Another user never turns off its pc. But he can have network connectivity issues.

I am talking about disappearing frontend tokens not the reserved ones.

I remember that I restarted the zrok-controller and after that I have checked the agent status. The output was empty = there are no frontend tokens.

{"accesses":null,"shares":null}

In the current situation I do not know what is the cause of this behavior. The frontend tokens continue to disappear.

To check that everything works as it should I have written a small script. But zrok-controller does not close agent-remoting api-sessions. Thus the number of api-sessions is always increasing because of my regular monitoring of the agent status on all pc. Sadly a large number of agent-remoting api-sessions just kill the ziti-controller.

Instead of regularly querying the agent status via api/v1/agent/status It might be possible to look at the identityId and service.name using ziti edge list sessions. There is might be a relation between zrok’s frontend token and ziti session?

The idea is to detect somehow that a frontent token has been lost and to recreate the missing binding via agent-remoting, api/v1/agent/access.

The persistence of frontends and reserved shares works exactly the same in the zrok agent. If the zrok access fails to start when the agent starts, it will be removed from the agent registry. It’s the same issue I described with reserved shares.

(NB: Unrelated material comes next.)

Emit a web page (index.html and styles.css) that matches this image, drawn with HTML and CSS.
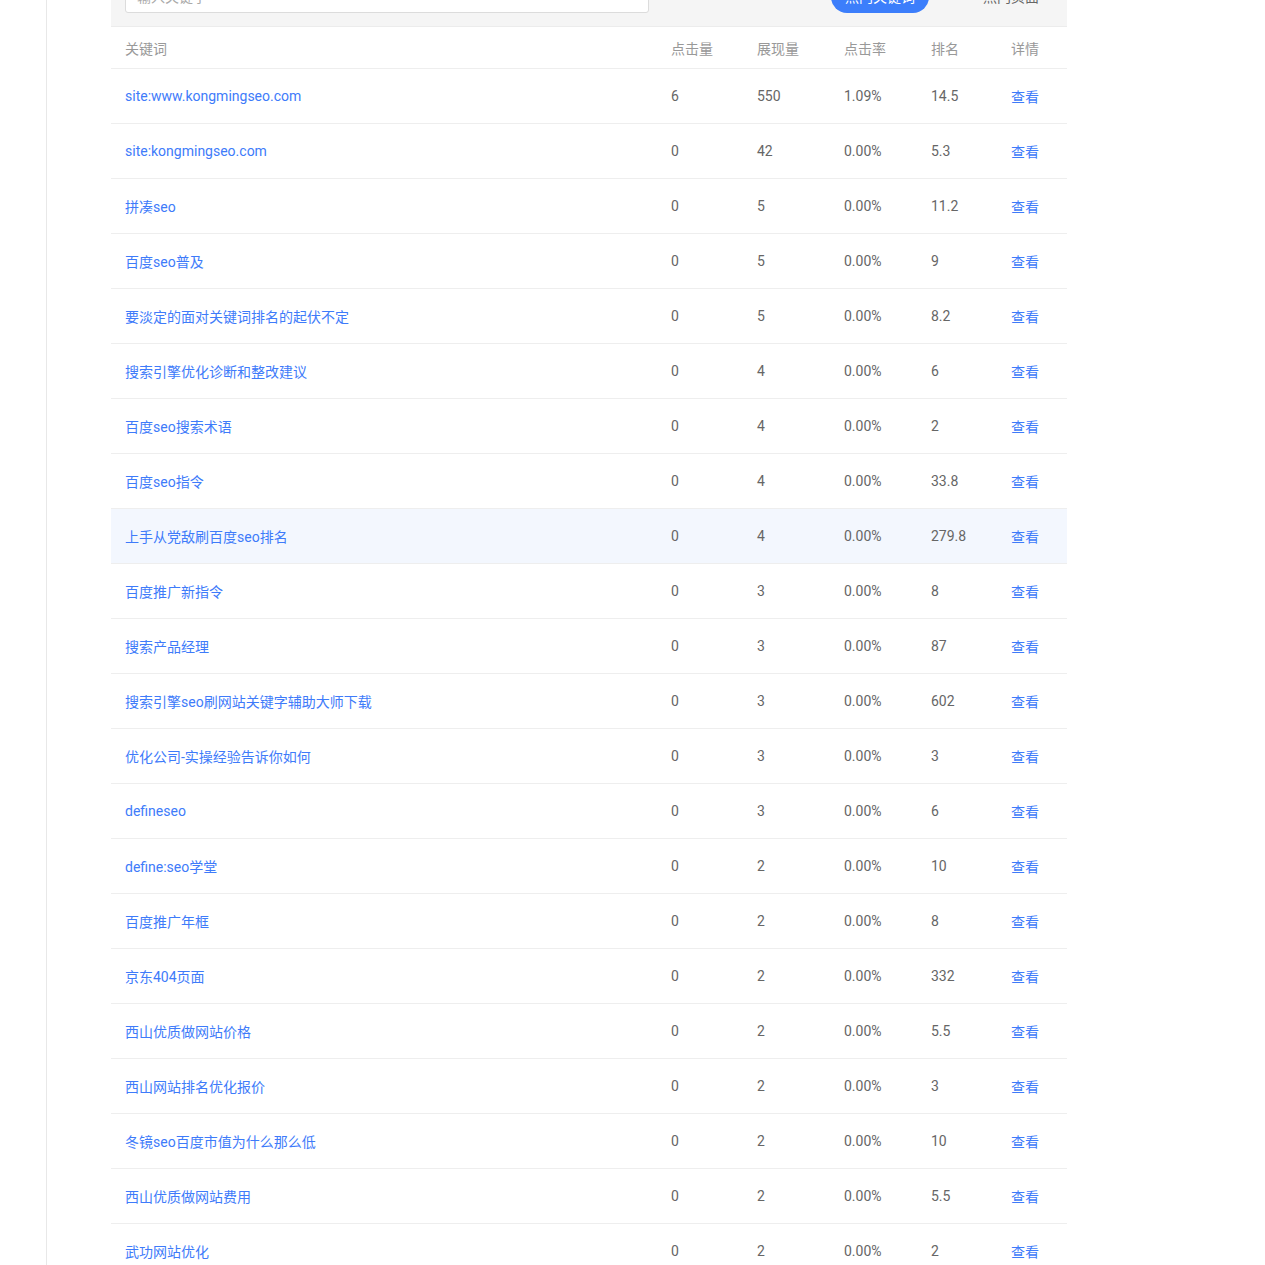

There is a change coming to agent remoting that should improve the api session behavior. It will be released in v1.1.

This is a scary mystery. I was always able to recreate the frontend tokens using agent-remoting/curl.

Thank you for this advice.

So far user’s agent is always available - agent is able to create a Bind.

However other frontend tokens (Dial) can disappear.

I don’t think this is scary nor is it much of a mystery.

Yes, you can re-create the frontends. Private frontends will end up with a new frontendToken each time.